__Information supplied__.
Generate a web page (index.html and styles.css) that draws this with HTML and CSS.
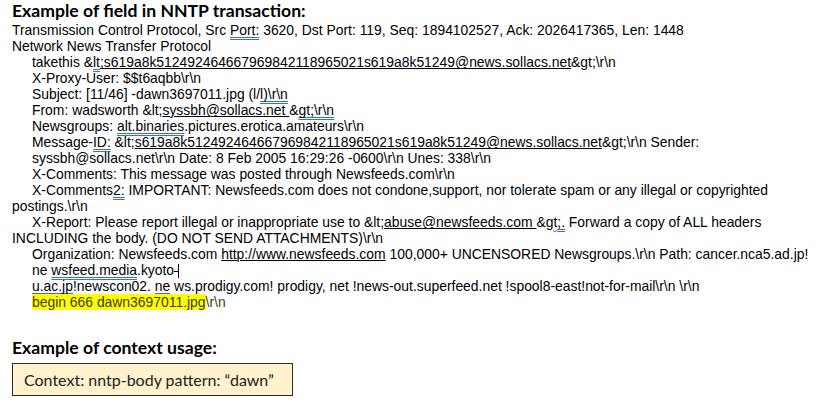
FILE: index.html
```
<!DOCTYPE html>
<html>
<head>
<meta charset="utf-8">
<link rel="stylesheet" href="styles.css">
</head>
<body>
<h2 class="heading">Example of field in NNTP transaction:</h2>
<div class="trace">
  <div class="ln">Transmission Control Protocol, Src <span class="gr">Port:</span> 3620, Dst Port: 119, Seq: 1894102527, Ack: 2026417365, Len: 1448</div>
  <div class="ln">Network News Transfer Protocol</div>
  <div class="ln in">takethis &amp;<span class="gr">lt</span><span class="ul">;s619a8k512492464667969842118965021s619a8k51249@news.sollacs.net</span>&amp;gt;\r\n</div>
  <div class="ln in">X-Proxy-User: $$t6aqbb\r\n</div>
  <div class="ln in">Subject: [11/46] -dawn3697011.jpg (l/<span class="gr">l)\r\n</span></div>
  <div class="ln in">From: wadsworth &amp;lt;<span class="ul">syssbh@sollacs.net </span>&amp;<span class="gr">gt;\r\n</span></div>
  <div class="ln in">Newsgroups: <span class="gr">alt.binaries</span>.pictures.erotica.amateurs\r\n</div>
  <div class="ln in">Message-<span class="gr">ID:</span> &amp;lt;<span class="ul">s619a8k512492464667969842118965021s619a8k51249@news.sollacs.net</span>&amp;gt;\r\n Sender:</div>
  <div class="ln in">syssbh@sollacs.net\r\n Date: 8 Feb 2005 16:29:26 -0600\r\n Unes: 338\r\n</div>
  <div class="ln in">X-Comments: This message was posted through Newsfeeds.com\r\n</div>
  <div class="ln in">X-Comments<span class="gr">2:</span> IMPORTANT: Newsfeeds.com does not condone,support, nor tolerate spam or any illegal or copyrighted</div>
  <div class="ln">postings.\r\n</div>
  <div class="ln in">X-Report: Please report illegal or inappropriate use to &amp;lt;<span class="ul">abuse@newsfeeds.com </span>&amp;<span class="sp">gt</span><span class="gr">;.</span> Forward a copy of ALL headers</div>
  <div class="ln">INCLUDING the body. (DO NOT SEND ATTACHMENTS)\r\n</div>
  <div class="ln in">Organization: Newsfeeds.com <span class="ul">http://www.newsfeeds.com</span> 100,000+ UNCENSORED Newsgroups.\r\n Path: cancer.nca5.ad.jp!</div>
  <div class="ln in">ne <span class="gr">wsfeed.media</span>.kyoto<span class="caret"></span></div>
  <div class="ln in"><span class="gr">u.ac.jp</span>!newscon02. <span class="gr">ne</span> ws.prodigy.com! prodigy, net !news-out.superfeed.net !spool8-east!not-for-mail\r\n \r\n</div>
  <div class="ln in olive"><span class="hl">begin 666 dawn3697011.jpg</span>\r\n</div>
</div>
<h2 class="heading second">Example of context usage:</h2>
<div class="context">Context: nntp-body pattern: “dawn”</div>
</body>
</html>
```
FILE: styles.css
```
html, body {
  margin: 0;
  padding: 0;
  background: #ffffff;
}
body {
  padding-left: 12px;
  color: #000;
}
.heading {
  margin: 0 0 1.4px 0;
  font-family: "Lato", "Open Sans", sans-serif;
  font-weight: 700;
  font-size: 17.6px;
  line-height: 21px;
  color: #000;
}
.trace {
  font-family: "Liberation Sans", Arial, sans-serif;
  font-size: 13.9px;
  line-height: 16px;
}
.ln {
  white-space: nowrap;
}
.in {
  padding-left: 20px;
}
.gr {
  text-decoration: underline double #3b6fd6;
  text-decoration-thickness: 1px;
  text-underline-offset: 2px;
}
.ul {
  text-decoration: underline #000;
  text-decoration-thickness: 1px;
}
.sp {
  text-decoration: underline wavy #e02020;
  text-decoration-thickness: 1px;
}
.caret {
  display: inline-block;
  width: 4px;
  height: 14px;
  vertical-align: -3px;
  border-right: 1px solid #000;
  background: linear-gradient(#000, #000) left 7px / 4px 1px no-repeat;
}
.olive {
  color: #3d3d16;
}
.hl {
  background: #ffff00;
}
.second {
  margin-top: 27px;
  margin-bottom: 4.6px;
}
.context {
  width: 268px;
  height: 31px;
  border: 1.5px solid #2b2b2b;
  background: #fff2cc;
  padding-left: 11px;
  font-family: "Lato", "Open Sans", sans-serif;
  font-size: 16px;
  line-height: 31px;
  color: #222;
}
```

__What you are asked to do__. Write out each line again precisely as it appears, skipping every picture.

__Exercise response__.
Generate a web page (index.html and styles.css) that draws this with HTML and CSS.
FILE: index.html
```
<!DOCTYPE html>
<html>
<head>
<meta charset="utf-8">
<link rel="stylesheet" href="styles.css">
</head>
<body>
<h2 class="heading">Example of field in NNTP transaction:</h2>
<div class="trace">
  <div class="ln">Transmission Control Protocol, Src <span class="gr">Port:</span> 3620, Dst Port: 119, Seq: 1894102527, Ack: 2026417365, Len: 1448</div>
  <div class="ln">Network News Transfer Protocol</div>
  <div class="ln in">takethis &amp;<span class="gr">lt</span><span class="ul">;s619a8k512492464667969842118965021s619a8k51249@news.sollacs.net</span>&amp;gt;\r\n</div>
  <div class="ln in">X-Proxy-User: $$t6aqbb\r\n</div>
  <div class="ln in">Subject: [11/46] -dawn3697011.jpg (l/<span class="gr">l)\r\n</span></div>
  <div class="ln in">From: wadsworth &amp;lt;<span class="ul">syssbh@sollacs.net </span>&amp;<span class="gr">gt;\r\n</span></div>
  <div class="ln in">Newsgroups: <span class="gr">alt.binaries</span>.pictures.erotica.amateurs\r\n</div>
  <div class="ln in">Message-<span class="gr">ID:</span> &amp;lt;<span class="ul">s619a8k512492464667969842118965021s619a8k51249@news.sollacs.net</span>&amp;gt;\r\n Sender:</div>
  <div class="ln in">syssbh@sollacs.net\r\n Date: 8 Feb 2005 16:29:26 -0600\r\n Unes: 338\r\n</div>
  <div class="ln in">X-Comments: This message was posted through Newsfeeds.com\r\n</div>
  <div class="ln in">X-Comments<span class="gr">2:</span> IMPORTANT: Newsfeeds.com does not condone,support, nor tolerate spam or any illegal or copyrighted</div>
  <div class="ln">postings.\r\n</div>
  <div class="ln in">X-Report: Please report illegal or inappropriate use to &amp;lt;<span class="ul">abuse@newsfeeds.com </span>&amp;<span class="sp">gt</span><span class="gr">;.</span> Forward a copy of ALL headers</div>
  <div class="ln">INCLUDING the body. (DO NOT SEND ATTACHMENTS)\r\n</div>
  <div class="ln in">Organization: Newsfeeds.com <span class="ul">http://www.newsfeeds.com</span> 100,000+ UNCENSORED Newsgroups.\r\n Path: cancer.nca5.ad.jp!</div>
  <div class="ln in">ne <span class="gr">wsfeed.media</span>.kyoto<span class="caret"></span></div>
  <div class="ln in"><span class="gr">u.ac.jp</span>!newscon02. <span class="gr">ne</span> ws.prodigy.com! prodigy, net !news-out.superfeed.net !spool8-east!not-for-mail\r\n \r\n</div>
  <div class="ln in olive"><span class="hl">begin 666 dawn3697011.jpg</span>\r\n</div>
</div>
<h2 class="heading second">Example of context usage:</h2>
<div class="context">Context: nntp-body pattern: “dawn”</div>
</body>
</html>
```
FILE: styles.css
```
html, body {
  margin: 0;
  padding: 0;
  background: #ffffff;
}
body {
  padding-left: 12px;
  color: #000;
}
.heading {
  margin: 0 0 1.4px 0;
  font-family: "Lato", "Open Sans", sans-serif;
  font-weight: 700;
  font-size: 17.6px;
  line-height: 21px;
  color: #000;
}
.trace {
  font-family: "Liberation Sans", Arial, sans-serif;
  font-size: 13.9px;
  line-height: 16px;
}
.ln {
  white-space: nowrap;
}
.in {
  padding-left: 20px;
}
.gr {
  text-decoration: underline double #3b6fd6;
  text-decoration-thickness: 1px;
  text-underline-offset: 2px;
}
.ul {
  text-decoration: underline #000;
  text-decoration-thickness: 1px;
}
.sp {
  text-decoration: underline wavy #e02020;
  text-decoration-thickness: 1px;
}
.caret {
  display: inline-block;
  width: 4px;
  height: 14px;
  vertical-align: -3px;
  border-right: 1px solid #000;
  background: linear-gradient(#000, #000) left 7px / 4px 1px no-repeat;
}
.olive {
  color: #3d3d16;
}
.hl {
  background: #ffff00;
}
.second {
  margin-top: 27px;
  margin-bottom: 4.6px;
}
.context {
  width: 268px;
  height: 31px;
  border: 1.5px solid #2b2b2b;
  background: #fff2cc;
  padding-left: 11px;
  font-family: "Lato", "Open Sans", sans-serif;
  font-size: 16px;
  line-height: 31px;
  color: #222;
}
```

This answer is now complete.